Repeat the data word for word. Do not include the pictures.
--- SUPPLIED MATERIAL ---
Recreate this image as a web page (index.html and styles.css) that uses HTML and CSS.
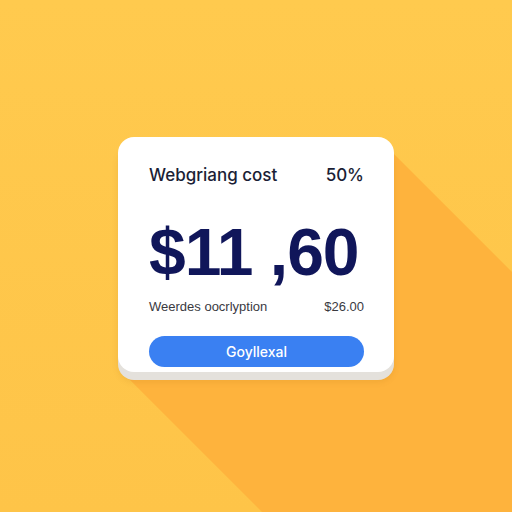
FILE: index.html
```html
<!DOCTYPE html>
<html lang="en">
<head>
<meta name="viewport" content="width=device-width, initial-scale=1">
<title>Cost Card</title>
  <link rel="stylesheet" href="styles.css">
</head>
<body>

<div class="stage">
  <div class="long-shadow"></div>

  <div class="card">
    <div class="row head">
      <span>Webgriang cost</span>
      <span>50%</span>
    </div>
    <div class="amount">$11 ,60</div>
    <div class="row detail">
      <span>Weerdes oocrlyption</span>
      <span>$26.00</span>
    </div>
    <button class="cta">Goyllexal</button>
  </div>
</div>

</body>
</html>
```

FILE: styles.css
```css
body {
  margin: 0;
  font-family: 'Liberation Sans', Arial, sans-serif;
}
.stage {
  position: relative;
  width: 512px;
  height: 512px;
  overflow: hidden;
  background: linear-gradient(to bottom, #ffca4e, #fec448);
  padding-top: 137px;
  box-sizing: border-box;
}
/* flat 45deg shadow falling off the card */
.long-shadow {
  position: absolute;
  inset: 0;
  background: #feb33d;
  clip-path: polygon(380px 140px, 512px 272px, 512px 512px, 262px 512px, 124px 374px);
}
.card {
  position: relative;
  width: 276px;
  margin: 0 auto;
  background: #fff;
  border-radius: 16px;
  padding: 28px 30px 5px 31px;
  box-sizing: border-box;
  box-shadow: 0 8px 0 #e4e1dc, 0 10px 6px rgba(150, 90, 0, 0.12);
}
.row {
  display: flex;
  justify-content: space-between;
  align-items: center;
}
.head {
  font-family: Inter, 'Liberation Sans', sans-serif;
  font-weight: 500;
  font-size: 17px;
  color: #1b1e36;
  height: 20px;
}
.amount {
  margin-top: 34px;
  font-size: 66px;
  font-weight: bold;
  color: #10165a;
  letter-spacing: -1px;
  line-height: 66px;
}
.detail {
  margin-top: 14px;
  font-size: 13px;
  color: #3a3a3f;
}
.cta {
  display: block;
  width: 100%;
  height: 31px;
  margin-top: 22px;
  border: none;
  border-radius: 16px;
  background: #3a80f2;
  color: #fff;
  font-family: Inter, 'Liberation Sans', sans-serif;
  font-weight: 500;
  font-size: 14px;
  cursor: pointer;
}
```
---
OUTPUT BELOW =>
Recreate this image as a web page (index.html and styles.css) that uses HTML and CSS.
FILE: index.html
```html
<!DOCTYPE html>
<html lang="en">
<head>
<meta name="viewport" content="width=device-width, initial-scale=1">
<title>Cost Card</title>
  <link rel="stylesheet" href="styles.css">
</head>
<body>

<div class="stage">
  <div class="long-shadow"></div>

  <div class="card">
    <div class="row head">
      <span>Webgriang cost</span>
      <span>50%</span>
    </div>
    <div class="amount">$11 ,60</div>
    <div class="row detail">
      <span>Weerdes oocrlyption</span>
      <span>$26.00</span>
    </div>
    <button class="cta">Goyllexal</button>
  </div>
</div>

</body>
</html>
```

FILE: styles.css
```css
body {
  margin: 0;
  font-family: 'Liberation Sans', Arial, sans-serif;
}
.stage {
  position: relative;
  width: 512px;
  height: 512px;
  overflow: hidden;
  background: linear-gradient(to bottom, #ffca4e, #fec448);
  padding-top: 137px;
  box-sizing: border-box;
}
/* flat 45deg shadow falling off the card */
.long-shadow {
  position: absolute;
  inset: 0;
  background: #feb33d;
  clip-path: polygon(380px 140px, 512px 272px, 512px 512px, 262px 512px, 124px 374px);
}
.card {
  position: relative;
  width: 276px;
  margin: 0 auto;
  background: #fff;
  border-radius: 16px;
  padding: 28px 30px 5px 31px;
  box-sizing: border-box;
  box-shadow: 0 8px 0 #e4e1dc, 0 10px 6px rgba(150, 90, 0, 0.12);
}
.row {
  display: flex;
  justify-content: space-between;
  align-items: center;
}
.head {
  font-family: Inter, 'Liberation Sans', sans-serif;
  font-weight: 500;
  font-size: 17px;
  color: #1b1e36;
  height: 20px;
}
.amount {
  margin-top: 34px;
  font-size: 66px;
  font-weight: bold;
  color: #10165a;
  letter-spacing: -1px;
  line-height: 66px;
}
.detail {
  margin-top: 14px;
  font-size: 13px;
  color: #3a3a3f;
}
.cta {
  display: block;
  width: 100%;
  height: 31px;
  margin-top: 22px;
  border: none;
  border-radius: 16px;
  background: #3a80f2;
  color: #fff;
  font-family: Inter, 'Liberation Sans', sans-serif;
  font-weight: 500;
  font-size: 14px;
  cursor: pointer;
}
```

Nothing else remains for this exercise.